-- Goal --
Copy out the lines that include the word "with".
———
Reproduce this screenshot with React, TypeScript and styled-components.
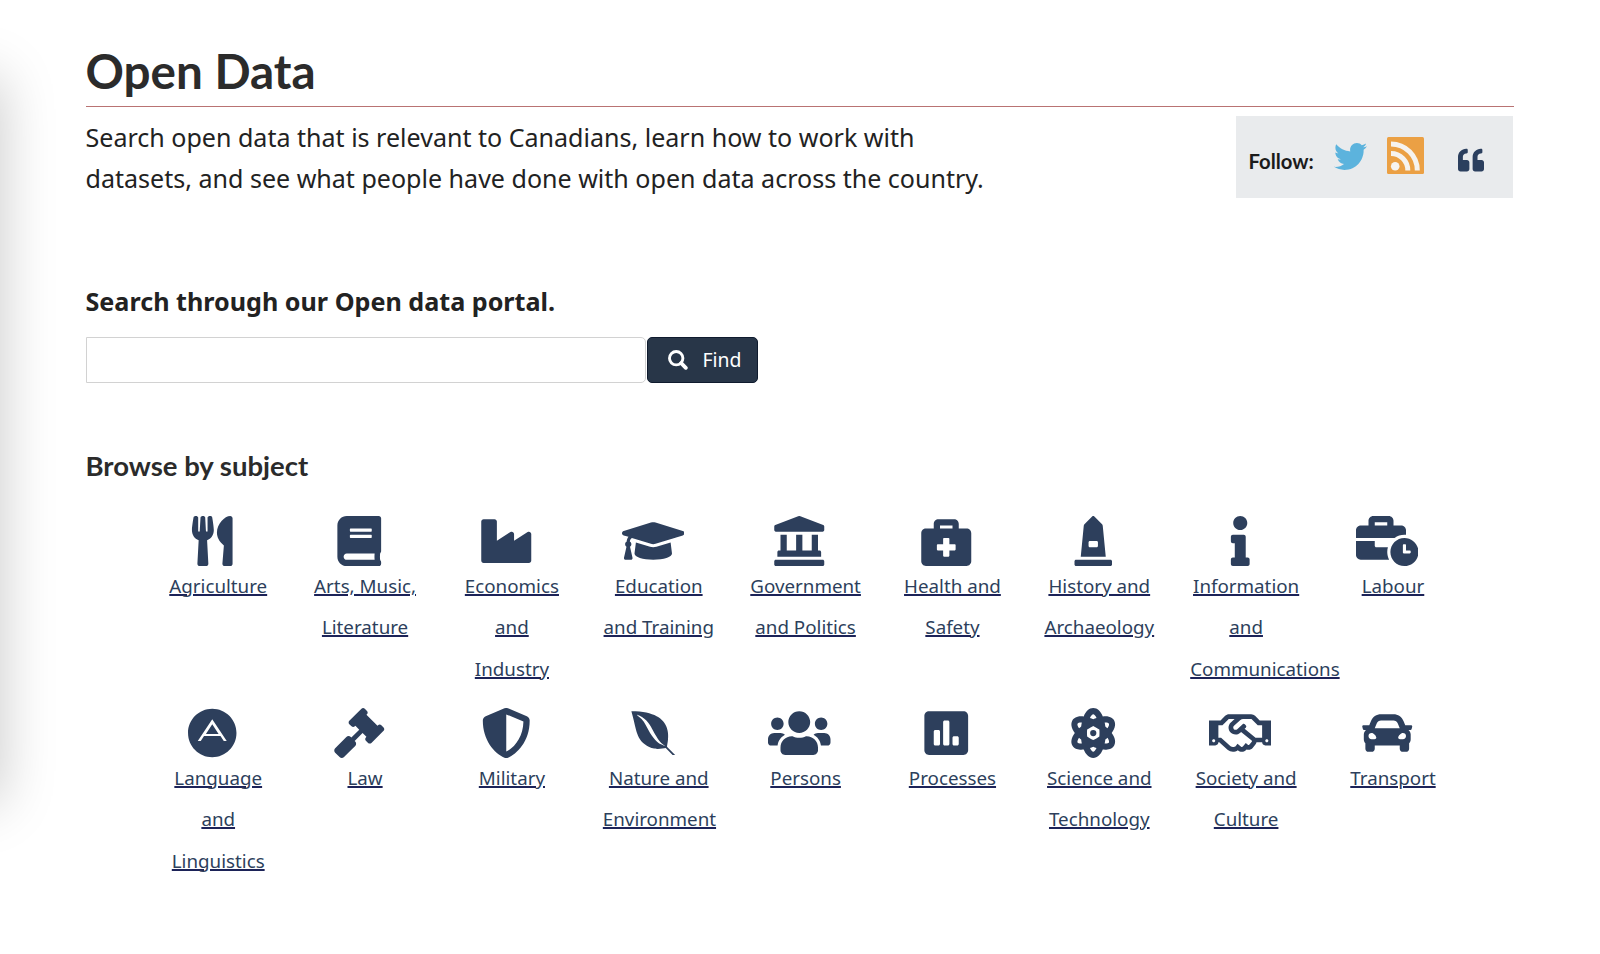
import styled, { createGlobalStyle } from "styled-components";
import type { ComponentType } from "react";
import {
  FaAdn,
  FaBook,
  FaBriefcaseMedical,
  FaBusinessTime,
  FaCar,
  FaEnvira,
  FaGavel,
  FaGraduationCap,
  FaIndustry,
  FaInfo,
  FaLandmark,
  FaMonument,
  FaPoll,
  FaQuoteLeft,
  FaRegHandshake,
  FaShieldAlt,
  FaTwitter,
  FaUsers,
  FaUtensils,
} from "react-icons/fa";

const GlobalStyle = createGlobalStyle`
  * {
    box-sizing: border-box;
  }
  body {
    margin: 0;
    background: #fff;
    color: #2b2b2b;
    font-family: "Noto Sans", sans-serif;
    overflow: hidden;
  }
`;

const Page = styled.div`
  position: relative;
  height: 954px;
  padding: 42px 86px 0 85.5px;
  overflow: hidden;
`;

// shadow cast by the panel that sits past the left edge
const EdgeShadow = styled.div`
  position: absolute;
  left: -60px;
  top: 78px;
  width: 60px;
  height: 724px;
  box-shadow: 0 0 56px rgba(0, 0, 0, 0.22);
`;

const Title = styled.h1`
  margin: 0;
  height: 65px;
  border-bottom: 1px solid #b97373;
  font-family: Lato, sans-serif;
  font-size: 47.6px;
  font-weight: 700;
  line-height: 57px;
`;

const Intro = styled.div`
  display: flex;
  justify-content: space-between;
  height: 174px;

  p {
    width: 920px;
    margin: 10px 0 0;
    color: #222;
    font-size: 25.06px;
    line-height: 41.4px;
  }
`;

const FollowBox = styled.div`
  display: flex;
  width: 277px;
  height: 82px;
  margin: 9.4px 1px 0 0;
  padding-left: 12.5px;
  background: #e9ebed;
`;

const FollowLabel = styled.span`
  width: 85px;
  margin-top: 31.4px;
  color: #1b1b1b;
  font-family: Lato, sans-serif;
  font-size: 20.3px;
  font-weight: 700;
  line-height: 26px;
`;

const FollowIcon = styled.a<{ $top: number; $gap: number; $color: string }>`
  height: 38px;
  margin: ${(p) => p.$top}px ${(p) => p.$gap}px 0 0;
  color: ${(p) => p.$color};

  svg {
    display: block;
  }
`;

const SearchTitle = styled.h2`
  margin: 0;
  height: 56px;
  color: #222;
  font-size: 25.15px;
  font-weight: 700;
  line-height: 41.4px;
`;

const SearchForm = styled.form`
  display: flex;
  gap: 1.5px;
  height: 46px;
`;

const SearchInput = styled.input`
  width: 560px;
  height: 46px;
  border: 1px solid #d2d2d2;
  border-radius: 0 5px 5px 0;
  outline: none;
`;

const FindButton = styled.button`
  display: flex;
  align-items: center;
  gap: 15px;
  width: 110.5px;
  height: 46px;
  padding: 0 0 1px 19.5px;
  border: 1px solid #0f1b2e;
  border-radius: 5px;
  background: #283648;
  color: #fff;
  font-family: "Noto Sans", sans-serif;
  font-size: 19.4px;
`;

const BrowseTitle = styled.h2`
  margin: 62px 0 0;
  height: 71px;
  font-family: Lato, sans-serif;
  font-size: 27.5px;
  font-weight: 700;
  line-height: 42px;
`;

const Subjects = styled.ul`
  display: grid;
  grid-template-columns: repeat(9, 146.85px);
  grid-auto-rows: 192px;
  margin: 0 0 0 59.3px;
  padding: 0;
  list-style: none;
`;

const Subject = styled.li`
  padding: 0 17.5px;
  text-align: center;

  a {
    display: block;
    color: #2d3f5c;
    font-size: 18.78px;
    line-height: 41.4px;
    text-decoration: none;
  }
  span {
    text-decoration: underline #1c2358;
    text-decoration-thickness: 1.5px;
  }
`;

const SubjectIcon = styled.div`
  display: flex;
  justify-content: center;
  height: 49.8px;
  margin-right: 12px;

  svg {
    flex: none;
    width: 62.5px;
    height: 50px;
  }
`;

const RssIcon = () => (
  <svg width="37" height="37" viewBox="0 0 37 37">
    <rect width="37" height="37" rx="1.5" fill="#eba044" />
    <circle cx="8.2" cy="29.3" r="4.3" fill="#f6f3ef" />
    <path
      d="M4 16.5a16.8 16.8 0 0 1 16.8 17M4 7a26.3 26.3 0 0 1 26.3 26.5"
      fill="none"
      stroke="#f6f3ef"
      strokeWidth="5"
    />
  </svg>
);

const SearchIcon = () => (
  <svg width="20" height="20" viewBox="0 0 20 20" fill="none" stroke="#fff">
    <circle cx="8.2" cy="8.2" r="6.7" strokeWidth="2.9" />
    <path d="M13.2 13.2l4.6 4.6" strokeWidth="3.8" strokeLinecap="round" />
  </svg>
);

const AtomIcon = () => (
  <svg viewBox="0 0 448 512" fill="currentColor">
    <path d="M413.03 256c40.13-54.89 41.51-98.62 25.14-128-10.91-19.52-40.54-50.73-116.33-41.88C300.36 34.89 267.64 0 224 0s-76.36 34.89-97.84 86.12C50.43 77.34 20.73 108.48 9.83 128c-16.38 29.4-15 73.09 25.14 128-40.13 54.89-41.51 98.62-25.14 128 29.13 52.34 101.6 43.58 116.33 41.88C147.63 477.1 180.36 512 224 512s76.37-34.9 97.84-86.12c14.64 1.69 87.2 10.45 116.34-41.88 16.37-29.4 14.98-73.11-25.15-128zM63.38 352c-4.03-7.21-.19-24.8 14.95-48.29 6.96 6.53 14.2 12.89 21.87 19.18 1.71 13.71 4 27.08 6.76 40.08-24.56.89-39.89-4.37-43.58-10.97zm36.82-162.88c-7.66 6.29-14.9 12.65-21.87 19.18-15.13-23.5-18.97-41.09-14.95-48.3 3.41-6.14 16.39-11.47 37.92-11.47 1.71 0 3.87.3 5.69.37a472.191 472.191 0 0 0-6.79 40.22zM224 64c9.47 0 22.2 13.52 33.86 37.26-11.19 3.7-22.44 8-33.86 12.86-11.42-4.86-22.67-9.16-33.86-12.86C201.8 77.52 214.53 64 224 64zm0 384c-9.47 0-22.2-13.52-33.86-37.26 11.19-3.7 22.44-8 33.86-12.86 11.42 4.86 22.67 9.16 33.86 12.86C246.2 434.48 233.47 448 224 448zm62.5-157.33c-26.7 19.08-46.14 29.33-62.5 37.48-16.35-8.14-35.8-18.41-62.5-37.48-1.99-27.79-1.99-41.54 0-69.33 26.67-19.05 46.13-29.32 62.5-37.48 16.39 8.17 35.86 18.44 62.5 37.48 1.98 27.78 1.99 41.53 0 69.33zm98.12 61.33c-3.7 6.61-19.05 11.88-43.58 10.97 2.76-13 5.05-26.37 6.76-40.08 7.67-6.29 14.91-12.65 21.87-19.18 15.13 23.49 18.98 41.08 14.95 48.29zM369.67 208.3c-6.96-6.53-14.2-12.89-21.87-19.18-1.71-13.74-4.02-27.21-6.79-40.22 1.82-.07 3.98-.37 5.69-.37 21.53 0 34.51 5.33 37.92 11.47 4.03 7.21.19 24.8-14.95 48.3zM224 224a32 32 0 1 0 0 64 32 32 0 1 0 0-64z" />
  </svg>
);

const subjects: { name: string; icon: ComponentType }[] = [
  { name: "Agriculture", icon: FaUtensils },
  { name: "Arts, Music, Literature", icon: FaBook },
  { name: "Economics and Industry", icon: FaIndustry },
  { name: "Education and Training", icon: FaGraduationCap },
  { name: "Government and Politics", icon: FaLandmark },
  { name: "Health and Safety", icon: FaBriefcaseMedical },
  { name: "History and Archaeology", icon: FaMonument },
  { name: "Information and Communications", icon: FaInfo },
  { name: "Labour", icon: FaBusinessTime },
  { name: "Language and Linguistics", icon: FaAdn },
  { name: "Law", icon: FaGavel },
  { name: "Military", icon: FaShieldAlt },
  { name: "Nature and Environment", icon: FaEnvira },
  { name: "Persons", icon: FaUsers },
  { name: "Processes", icon: FaPoll },
  { name: "Science and Technology", icon: AtomIcon },
  { name: "Society and Culture", icon: FaRegHandshake },
  { name: "Transport", icon: FaCar },
];

export default function App() {
  return (
    <>
      <GlobalStyle />
      <Page>
        <EdgeShadow />
        <Title>Open Data</Title>
        <Intro>
          <p>
            Search open data that is relevant to Canadians, learn how to work with
            datasets, and see what people have done with open data across the country.
          </p>
          <FollowBox>
            <FollowLabel>Follow:</FollowLabel>
            <FollowIcon $top={23.5} $gap={20} $color="#5cb3dd">
              <FaTwitter size={33} />
            </FollowIcon>
            <FollowIcon $top={20.5} $gap={34.8} $color="#eba044">
              <RssIcon />
            </FollowIcon>
            <FollowIcon $top={30.5} $gap={0} $color="#2b3f5e">
              <FaQuoteLeft size={26} />
            </FollowIcon>
          </FollowBox>
        </Intro>
        <SearchTitle>Search through our Open data portal.</SearchTitle>
        <SearchForm>
          <SearchInput type="text" />
          <FindButton type="button">
            <SearchIcon />
            Find
          </FindButton>
        </SearchForm>
        <BrowseTitle>Browse by subject</BrowseTitle>
        <Subjects>
          {subjects.map(({ name, icon: Icon }) => (
            <Subject key={name}>
              <a>
                <SubjectIcon>
                  <Icon />
                </SubjectIcon>
                <span>{name}</span>
              </a>
            </Subject>
          ))}
        </Subjects>
      </Page>
    </>
  );
}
———
-- Solution --
Reproduce this screenshot with React, TypeScript and styled-components.
            Search open data that is relevant to Canadians, learn how to work with
            datasets, and see what people have done with open data across the country.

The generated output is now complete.